**WHAT THE EXERCISE ASKS**
Retype every line from the start of the data down to and including the line with "AiOutlineClose, AiOutlineSave, AiOutlineMenu". Skip the pictures.

**GIVEN INFORMATION**
** Begin **
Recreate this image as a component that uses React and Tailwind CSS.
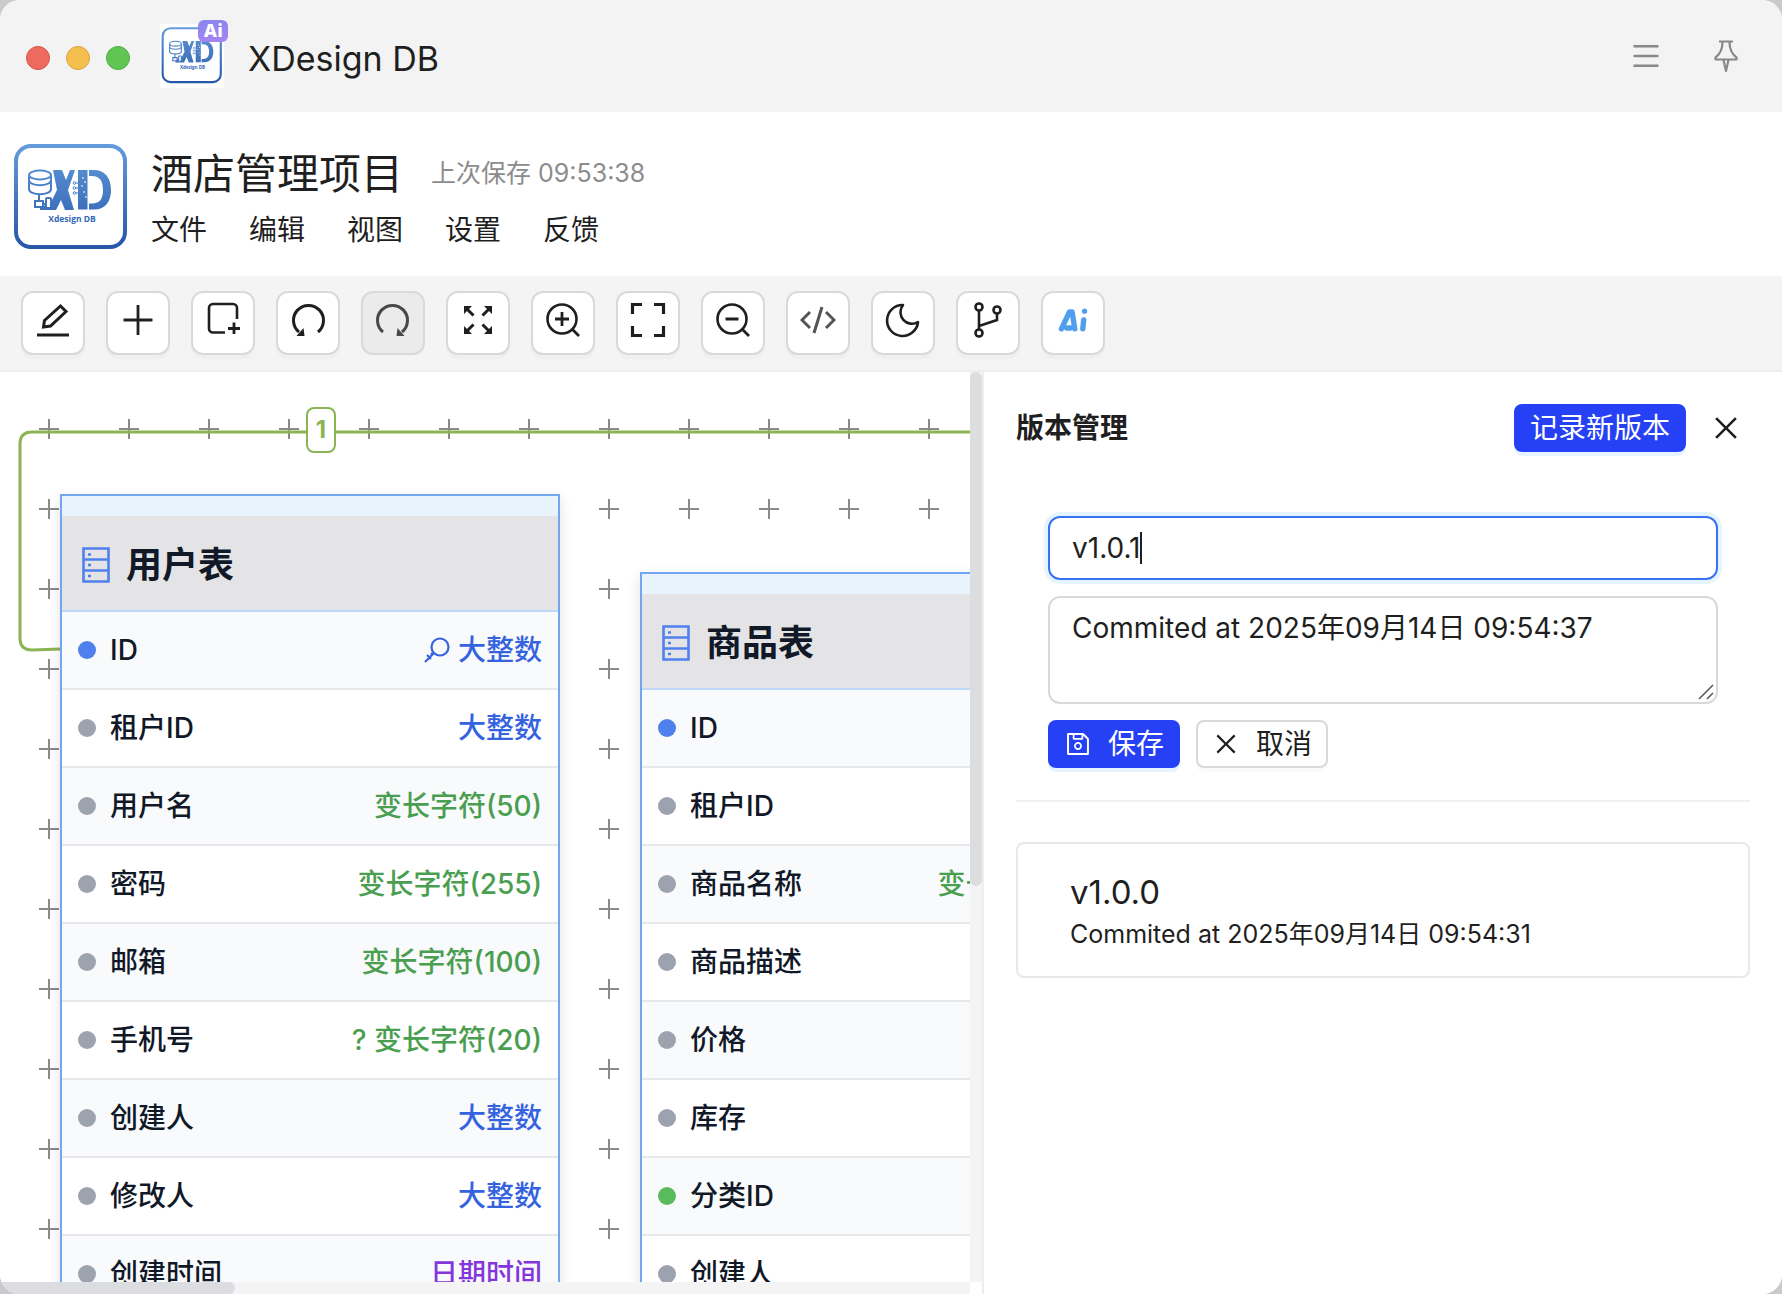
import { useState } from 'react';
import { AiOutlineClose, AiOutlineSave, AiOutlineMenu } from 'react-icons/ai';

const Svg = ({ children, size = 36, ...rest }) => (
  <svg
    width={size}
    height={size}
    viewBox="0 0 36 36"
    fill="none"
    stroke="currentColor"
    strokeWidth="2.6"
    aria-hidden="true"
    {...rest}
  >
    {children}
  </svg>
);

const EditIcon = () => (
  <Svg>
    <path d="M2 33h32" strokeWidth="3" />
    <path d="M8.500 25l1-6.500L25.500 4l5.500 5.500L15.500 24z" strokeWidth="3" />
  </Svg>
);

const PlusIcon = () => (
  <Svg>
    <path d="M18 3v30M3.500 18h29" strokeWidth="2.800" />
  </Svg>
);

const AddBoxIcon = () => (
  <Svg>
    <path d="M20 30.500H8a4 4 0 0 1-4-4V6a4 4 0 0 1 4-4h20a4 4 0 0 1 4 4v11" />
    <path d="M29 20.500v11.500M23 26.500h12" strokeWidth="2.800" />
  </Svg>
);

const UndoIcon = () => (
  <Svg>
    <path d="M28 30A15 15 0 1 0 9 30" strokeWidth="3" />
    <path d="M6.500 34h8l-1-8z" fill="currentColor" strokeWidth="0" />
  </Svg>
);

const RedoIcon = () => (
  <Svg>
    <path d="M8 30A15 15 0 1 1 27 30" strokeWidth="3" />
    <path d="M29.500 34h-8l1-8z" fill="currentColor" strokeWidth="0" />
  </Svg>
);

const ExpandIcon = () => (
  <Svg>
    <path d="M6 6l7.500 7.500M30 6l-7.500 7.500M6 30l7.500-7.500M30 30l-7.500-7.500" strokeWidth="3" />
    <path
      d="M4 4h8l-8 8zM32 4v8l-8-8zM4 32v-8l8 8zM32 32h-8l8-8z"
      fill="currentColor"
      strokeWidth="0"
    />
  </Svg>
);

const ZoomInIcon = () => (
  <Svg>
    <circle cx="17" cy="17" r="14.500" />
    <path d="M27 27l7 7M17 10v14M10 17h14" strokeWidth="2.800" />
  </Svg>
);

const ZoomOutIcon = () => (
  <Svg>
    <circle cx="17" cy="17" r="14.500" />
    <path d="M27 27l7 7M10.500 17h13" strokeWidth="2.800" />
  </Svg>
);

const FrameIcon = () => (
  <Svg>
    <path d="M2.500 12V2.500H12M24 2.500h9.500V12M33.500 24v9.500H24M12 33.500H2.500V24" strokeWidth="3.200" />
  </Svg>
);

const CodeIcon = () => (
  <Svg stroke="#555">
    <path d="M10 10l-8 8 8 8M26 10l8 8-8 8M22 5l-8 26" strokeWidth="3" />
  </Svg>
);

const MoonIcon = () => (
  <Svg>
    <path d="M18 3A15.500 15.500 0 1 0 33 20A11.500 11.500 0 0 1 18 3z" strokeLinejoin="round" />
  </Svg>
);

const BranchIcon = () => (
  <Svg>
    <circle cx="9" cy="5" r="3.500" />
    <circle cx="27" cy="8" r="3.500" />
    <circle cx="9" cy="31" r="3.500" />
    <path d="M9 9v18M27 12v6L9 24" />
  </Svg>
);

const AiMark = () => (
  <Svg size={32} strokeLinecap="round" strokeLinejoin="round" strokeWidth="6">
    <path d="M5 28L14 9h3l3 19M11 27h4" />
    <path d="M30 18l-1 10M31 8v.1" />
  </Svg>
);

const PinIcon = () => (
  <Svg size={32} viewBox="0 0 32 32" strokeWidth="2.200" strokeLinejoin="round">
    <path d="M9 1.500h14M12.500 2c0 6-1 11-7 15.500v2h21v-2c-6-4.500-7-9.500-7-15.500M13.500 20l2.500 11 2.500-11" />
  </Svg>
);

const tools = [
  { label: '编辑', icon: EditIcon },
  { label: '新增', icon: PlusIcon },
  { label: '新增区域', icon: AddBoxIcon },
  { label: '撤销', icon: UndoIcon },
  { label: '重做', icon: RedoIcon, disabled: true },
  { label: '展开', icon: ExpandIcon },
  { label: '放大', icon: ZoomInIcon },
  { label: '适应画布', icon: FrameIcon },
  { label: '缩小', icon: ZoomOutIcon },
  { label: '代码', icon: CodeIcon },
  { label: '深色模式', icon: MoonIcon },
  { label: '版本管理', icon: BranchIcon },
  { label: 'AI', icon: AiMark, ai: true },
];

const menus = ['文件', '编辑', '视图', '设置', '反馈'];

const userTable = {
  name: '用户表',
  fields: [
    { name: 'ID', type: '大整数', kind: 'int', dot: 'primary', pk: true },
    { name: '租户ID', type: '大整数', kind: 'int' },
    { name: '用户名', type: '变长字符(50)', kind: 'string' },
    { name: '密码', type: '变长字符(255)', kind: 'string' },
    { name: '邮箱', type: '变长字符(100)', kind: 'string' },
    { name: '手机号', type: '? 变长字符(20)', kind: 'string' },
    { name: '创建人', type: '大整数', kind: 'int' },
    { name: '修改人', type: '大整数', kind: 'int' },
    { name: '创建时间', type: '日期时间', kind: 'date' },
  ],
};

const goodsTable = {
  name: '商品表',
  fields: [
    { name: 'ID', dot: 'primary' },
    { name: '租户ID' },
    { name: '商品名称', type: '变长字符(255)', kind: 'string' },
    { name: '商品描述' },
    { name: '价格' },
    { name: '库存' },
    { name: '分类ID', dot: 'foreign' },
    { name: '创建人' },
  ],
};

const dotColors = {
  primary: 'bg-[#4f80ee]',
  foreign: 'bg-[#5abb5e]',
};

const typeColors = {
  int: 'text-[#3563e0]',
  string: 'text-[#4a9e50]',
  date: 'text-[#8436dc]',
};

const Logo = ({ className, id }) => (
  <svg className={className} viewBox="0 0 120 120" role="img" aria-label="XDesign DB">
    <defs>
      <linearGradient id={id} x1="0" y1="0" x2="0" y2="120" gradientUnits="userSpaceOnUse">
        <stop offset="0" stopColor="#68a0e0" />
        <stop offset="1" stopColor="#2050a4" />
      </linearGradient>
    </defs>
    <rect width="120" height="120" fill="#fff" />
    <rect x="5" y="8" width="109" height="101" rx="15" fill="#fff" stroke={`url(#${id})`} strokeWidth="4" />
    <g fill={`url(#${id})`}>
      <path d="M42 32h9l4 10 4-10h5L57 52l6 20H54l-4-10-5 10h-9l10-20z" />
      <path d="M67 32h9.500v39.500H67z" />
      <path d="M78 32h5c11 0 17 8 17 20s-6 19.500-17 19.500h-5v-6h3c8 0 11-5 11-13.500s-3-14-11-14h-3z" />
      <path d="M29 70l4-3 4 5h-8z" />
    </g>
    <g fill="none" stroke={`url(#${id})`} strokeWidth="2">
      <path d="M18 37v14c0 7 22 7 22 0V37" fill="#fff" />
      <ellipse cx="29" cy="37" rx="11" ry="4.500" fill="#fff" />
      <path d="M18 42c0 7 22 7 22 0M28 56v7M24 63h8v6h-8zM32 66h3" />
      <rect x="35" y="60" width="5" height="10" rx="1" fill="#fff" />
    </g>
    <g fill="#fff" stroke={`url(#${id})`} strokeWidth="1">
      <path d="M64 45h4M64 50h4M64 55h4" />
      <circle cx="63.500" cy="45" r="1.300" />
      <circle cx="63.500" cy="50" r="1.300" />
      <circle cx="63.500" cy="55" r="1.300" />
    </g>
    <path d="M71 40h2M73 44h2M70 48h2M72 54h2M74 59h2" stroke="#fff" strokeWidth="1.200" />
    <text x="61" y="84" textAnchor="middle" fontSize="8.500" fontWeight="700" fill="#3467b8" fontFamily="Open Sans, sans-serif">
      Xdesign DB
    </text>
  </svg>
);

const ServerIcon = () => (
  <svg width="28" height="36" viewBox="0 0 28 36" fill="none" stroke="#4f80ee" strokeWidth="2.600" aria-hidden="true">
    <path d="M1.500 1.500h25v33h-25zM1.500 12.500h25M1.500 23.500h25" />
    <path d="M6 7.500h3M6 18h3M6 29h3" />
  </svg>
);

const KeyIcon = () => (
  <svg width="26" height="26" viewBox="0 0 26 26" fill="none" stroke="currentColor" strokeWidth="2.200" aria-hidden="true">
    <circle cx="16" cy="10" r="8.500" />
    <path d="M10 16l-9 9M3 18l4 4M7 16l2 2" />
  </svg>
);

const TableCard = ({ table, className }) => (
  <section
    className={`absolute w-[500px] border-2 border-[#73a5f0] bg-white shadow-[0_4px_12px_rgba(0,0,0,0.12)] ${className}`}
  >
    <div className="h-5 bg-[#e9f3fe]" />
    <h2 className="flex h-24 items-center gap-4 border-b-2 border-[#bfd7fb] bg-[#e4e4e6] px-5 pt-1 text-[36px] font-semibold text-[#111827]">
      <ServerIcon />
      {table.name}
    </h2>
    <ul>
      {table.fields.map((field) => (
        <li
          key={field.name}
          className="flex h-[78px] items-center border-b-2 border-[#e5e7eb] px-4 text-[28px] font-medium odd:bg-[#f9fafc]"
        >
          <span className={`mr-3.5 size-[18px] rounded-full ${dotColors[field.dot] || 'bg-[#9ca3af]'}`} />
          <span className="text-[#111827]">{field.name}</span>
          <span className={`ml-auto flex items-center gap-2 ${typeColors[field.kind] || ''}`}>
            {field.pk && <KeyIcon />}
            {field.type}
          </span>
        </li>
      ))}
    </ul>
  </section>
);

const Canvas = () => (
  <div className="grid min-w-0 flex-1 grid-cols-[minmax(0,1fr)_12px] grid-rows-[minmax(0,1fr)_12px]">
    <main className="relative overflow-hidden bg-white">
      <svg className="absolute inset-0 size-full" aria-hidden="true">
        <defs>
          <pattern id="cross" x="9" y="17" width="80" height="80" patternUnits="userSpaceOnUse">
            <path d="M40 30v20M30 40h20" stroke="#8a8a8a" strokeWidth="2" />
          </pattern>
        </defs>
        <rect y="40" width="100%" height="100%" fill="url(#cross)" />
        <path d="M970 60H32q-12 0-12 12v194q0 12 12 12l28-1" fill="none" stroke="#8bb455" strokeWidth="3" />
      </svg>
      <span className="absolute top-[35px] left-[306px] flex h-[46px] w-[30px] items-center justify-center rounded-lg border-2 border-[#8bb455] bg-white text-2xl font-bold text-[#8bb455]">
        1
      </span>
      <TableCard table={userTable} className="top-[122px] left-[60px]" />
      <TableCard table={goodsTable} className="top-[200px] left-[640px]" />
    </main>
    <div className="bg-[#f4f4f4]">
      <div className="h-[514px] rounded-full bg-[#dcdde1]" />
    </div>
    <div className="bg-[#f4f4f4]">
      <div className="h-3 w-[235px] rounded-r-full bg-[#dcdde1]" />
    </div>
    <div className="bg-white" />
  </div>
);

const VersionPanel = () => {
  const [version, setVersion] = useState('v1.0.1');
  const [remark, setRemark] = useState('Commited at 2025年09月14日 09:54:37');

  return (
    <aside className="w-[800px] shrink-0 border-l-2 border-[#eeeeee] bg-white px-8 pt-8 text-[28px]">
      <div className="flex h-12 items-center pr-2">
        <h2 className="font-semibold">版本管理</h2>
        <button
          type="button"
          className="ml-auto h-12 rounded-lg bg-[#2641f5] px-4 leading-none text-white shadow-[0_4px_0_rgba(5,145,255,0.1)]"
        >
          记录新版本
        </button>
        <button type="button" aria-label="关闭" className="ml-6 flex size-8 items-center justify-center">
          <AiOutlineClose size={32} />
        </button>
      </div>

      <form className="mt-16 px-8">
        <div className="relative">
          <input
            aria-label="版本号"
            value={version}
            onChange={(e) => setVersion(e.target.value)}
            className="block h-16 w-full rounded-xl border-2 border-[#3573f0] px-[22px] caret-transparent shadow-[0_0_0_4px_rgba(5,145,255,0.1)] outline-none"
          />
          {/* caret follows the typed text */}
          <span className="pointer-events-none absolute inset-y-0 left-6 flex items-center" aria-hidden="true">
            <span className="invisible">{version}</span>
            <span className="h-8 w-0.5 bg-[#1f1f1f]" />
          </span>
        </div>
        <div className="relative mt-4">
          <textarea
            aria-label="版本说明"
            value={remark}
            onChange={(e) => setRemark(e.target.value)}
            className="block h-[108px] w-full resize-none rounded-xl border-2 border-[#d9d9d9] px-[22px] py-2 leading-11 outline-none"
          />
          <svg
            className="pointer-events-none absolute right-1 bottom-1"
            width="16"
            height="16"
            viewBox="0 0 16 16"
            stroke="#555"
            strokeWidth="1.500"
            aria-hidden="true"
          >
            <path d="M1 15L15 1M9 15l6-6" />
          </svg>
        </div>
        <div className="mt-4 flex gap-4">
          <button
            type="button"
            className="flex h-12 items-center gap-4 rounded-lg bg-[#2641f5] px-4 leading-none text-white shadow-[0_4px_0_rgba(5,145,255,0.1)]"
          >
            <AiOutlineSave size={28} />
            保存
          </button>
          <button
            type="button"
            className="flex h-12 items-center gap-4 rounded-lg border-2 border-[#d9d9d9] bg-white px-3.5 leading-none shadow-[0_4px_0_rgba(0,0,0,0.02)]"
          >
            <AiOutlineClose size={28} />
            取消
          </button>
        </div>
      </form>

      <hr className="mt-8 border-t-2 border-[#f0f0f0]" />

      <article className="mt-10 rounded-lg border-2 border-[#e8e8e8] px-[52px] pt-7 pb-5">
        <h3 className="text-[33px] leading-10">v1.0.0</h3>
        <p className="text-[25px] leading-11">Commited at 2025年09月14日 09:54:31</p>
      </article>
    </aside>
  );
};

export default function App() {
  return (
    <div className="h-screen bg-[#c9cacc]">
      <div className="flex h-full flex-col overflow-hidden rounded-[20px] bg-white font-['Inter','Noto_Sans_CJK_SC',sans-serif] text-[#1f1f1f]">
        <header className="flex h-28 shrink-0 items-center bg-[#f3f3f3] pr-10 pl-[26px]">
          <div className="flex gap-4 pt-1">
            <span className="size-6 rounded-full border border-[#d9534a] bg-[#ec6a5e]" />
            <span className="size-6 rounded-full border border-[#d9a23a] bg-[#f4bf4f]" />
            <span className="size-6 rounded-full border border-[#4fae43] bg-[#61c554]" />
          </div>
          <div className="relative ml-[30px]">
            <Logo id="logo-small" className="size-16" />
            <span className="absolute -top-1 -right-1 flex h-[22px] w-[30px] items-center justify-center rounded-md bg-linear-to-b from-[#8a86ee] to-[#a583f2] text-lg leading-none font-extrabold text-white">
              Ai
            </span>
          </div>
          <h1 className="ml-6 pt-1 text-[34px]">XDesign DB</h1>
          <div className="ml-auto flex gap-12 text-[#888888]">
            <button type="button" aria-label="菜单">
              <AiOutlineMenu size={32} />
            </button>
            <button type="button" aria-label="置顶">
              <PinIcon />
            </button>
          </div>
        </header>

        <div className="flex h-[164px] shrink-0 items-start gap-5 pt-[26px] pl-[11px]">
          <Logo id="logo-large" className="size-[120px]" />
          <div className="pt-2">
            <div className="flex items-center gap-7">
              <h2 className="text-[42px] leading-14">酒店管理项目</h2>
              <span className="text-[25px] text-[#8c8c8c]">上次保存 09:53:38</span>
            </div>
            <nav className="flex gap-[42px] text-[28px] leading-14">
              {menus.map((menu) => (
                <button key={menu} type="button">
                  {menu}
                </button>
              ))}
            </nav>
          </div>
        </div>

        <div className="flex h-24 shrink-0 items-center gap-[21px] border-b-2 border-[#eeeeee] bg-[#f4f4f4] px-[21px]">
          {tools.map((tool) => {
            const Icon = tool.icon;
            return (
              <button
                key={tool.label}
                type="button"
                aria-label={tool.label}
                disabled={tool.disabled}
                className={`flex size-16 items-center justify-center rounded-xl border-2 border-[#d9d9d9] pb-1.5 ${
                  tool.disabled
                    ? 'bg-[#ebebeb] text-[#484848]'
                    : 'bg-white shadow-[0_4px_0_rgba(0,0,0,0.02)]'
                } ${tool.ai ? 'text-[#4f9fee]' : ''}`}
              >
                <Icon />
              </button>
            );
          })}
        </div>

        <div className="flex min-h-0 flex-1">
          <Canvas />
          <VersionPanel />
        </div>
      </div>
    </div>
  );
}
** End **
**RESPONSE**
Recreate this image as a component that uses React and Tailwind CSS.
import { useState } from 'react';
import { AiOutlineClose, AiOutlineSave, AiOutlineMenu } from 'react-icons/ai';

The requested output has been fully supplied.